Last week, we raised the possibility that the virtual memory subsystem could see fundamental changes in the course of the 2.6 "stable" series. This week, Linus confirmed that possibility in response to Andrea's object-based reverse mapping patch:

I certainly prefer this to the 4:4 horrors. So it sounds worth it to put it into -mm if everybody else is ok with it.

Assuming this work goes forward, it has the usual implications for the stable kernel. Even assuming that it stays in the -mm tree for some time, its inclusion into 2.6 is likely to destabilize things for a few releases until all of the obscure bugs are shaken out.

Dave McCracken's original patch, in any case, only solves part of the problem. It gets rid of the rmap chains for file-backed memory, but it does nothing for anonymous memory (basic process data - stacks, memory obtained with malloc(), etc.), which has no "object" behind it. File-backed memory is a large portion of the total, especially on systems which are running large Oracle servers and use big, shared file mappings. But anonymous memory is also a large part of the mix; it would be nice to take care of the rmap overhead for that as well.

To that end, Andrea has posted another patch (in preliminary form) which provides object-based reverse mapping for anonymous memory as well.
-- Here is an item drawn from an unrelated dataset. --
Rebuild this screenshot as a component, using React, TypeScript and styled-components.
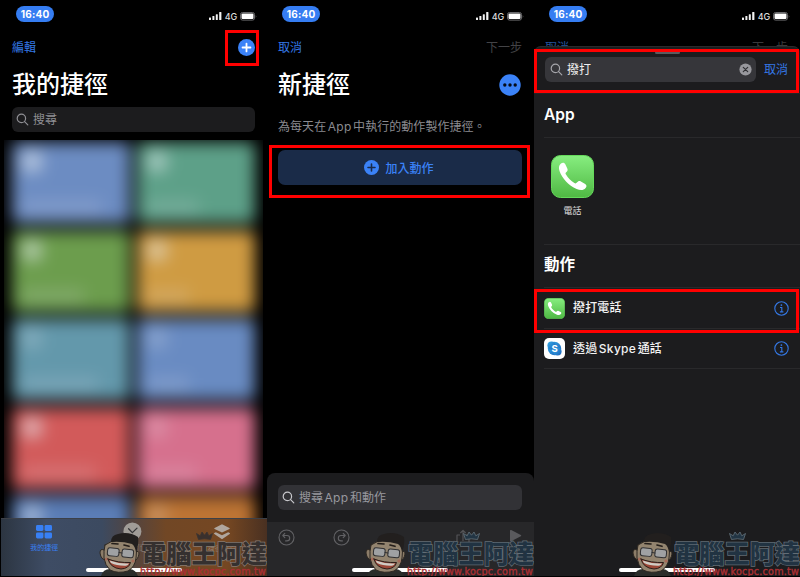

It works, essentially, by replacing the rmap chain with a pointer to a chain of virtual memory area (VMA) structures.

Anonymous pages are always created in response to a request for memory from a single process; as a result, they are never shared at creation time. Given that, there is no need for a new anonymous page to have a chain of reverse mappings; we know that there can be only a single mapping. Andrea's patch adds a union to struct page which includes the existing mapping pointer (for non-anonymous memory) and adds a couple of new ones. One of those is simply called vma, and it points to the (single) VMA structure pointing to the page. So if a process has several non-shared, anonymous pages in the same virtual memory area, the structure looks somewhat like this:

[Anonymous reverse mapping]

With this structure, the kernel can find the page table which maps a given page by following the pointers through the VMA structure.

Life gets a bit more complicated when the process forks, however. Once that happens, there will be multiple page tables pointing to the same anonymous pages and a single VMA pointer will no longer be adequate. To deal with this case, Andrea has created a new "anon_vma" structure which implements a linked list of VMAs. The third member of the new struct page union is a pointer to this structure which, in turn, points to all VMAs which might contain the page. The structure now looks like:

[anonvma]

If the kernel needs to unmap a page in this scenario, it must follow the linked list and examine every VMA it finds. Once the page is unmapped from every page table found, it can be freed.

There are some memory costs to this scheme: the VMA structure requires a new list_head structure, and the anon_vma structure must be allocated whenever a chain must be formed. One VMA can refer to thousands of pages, however, so a per-VMA cost will be far less than the per-page costs incurred by the existing rmap code.

This approach does incur a greater computational cost. Freeing a page requires scanning multiple VMAs which may or may not contain references to the page under consideration. This cost will increase with the number of processes sharing a memory region. Ingo Molnar, who is fond of O(1) solutions, is nervous about object-based schemes for this reason. According to Ingo, losing the possibility of creating an O(1) page unmapping scheme is a heavy cost to pay for the prize of making large amounts of memory work on obsolete hardware.

The solution that Ingo would like to see, instead, is to reduce the per-page memory overhead by reducing the number of pages. The means to that end is page clustering - grouping adjacent hardware pages into larger virtual pages. Page clustering would reduce rmap overhead, and reduce the size of the main kernel memory map as well. The available page clustering patch is even more intrusive than object-based reverse mapping, however; it seems seriously unlikely to be considered for 2.6.

Comments (6 posted)

No more global unplugging

The block layer supports the notion of "plugging" a request queue for a block device. A plugged queue passes no requests to the underlying device; it allows them to accumulate, instead, so that the I/O scheduler has a chance to reorder them and optimize performance. There comes a time, however, when the plug has to be pulled and the device restarted. Often, code within the filesystem or virtual memory layers decides that, for whatever reason, it's time to get block I/O moving again. In the current 2.6 kernel, there is a function (blk_run_queues()) which performs this task.

The problem is that blk_run_queues() has turned out to be a bit of a performance and scalability problem. It has a single, global lock which keeps multiple processors from trying to restart the queues at the same time; this lock has become a bit of a contention point on some systems. A call to blk_run_queues() also restarts all block devices on the system, even though there is typically only one queue that truly needs to be unplugged.

To address these problems, Jens Axboe has posted a patch which does away with blk_run_queues() altogether. This change is a result of a fundamental realization: there is always one specific queue which needs to be kickstarted. So blk_run_queues() has been replaced with blk_run_queue() (which takes the specific queue to start as a parameter) and blk_run_address_space() (which takes a pointer to a address_space structure). With these functions, higher-level code can fire up the request queue which belongs to a specific device or which ultimately underlies a particular non-anonymous mapping.

This patch is going straight into the -mm tree; Andrew Morton commented "This is such an improvement over what we have now it isn't funny." He also noted that "...the next -mm is starting to look like linux-3.1.0..." The 2.6 kernel looks to be interesting for a while.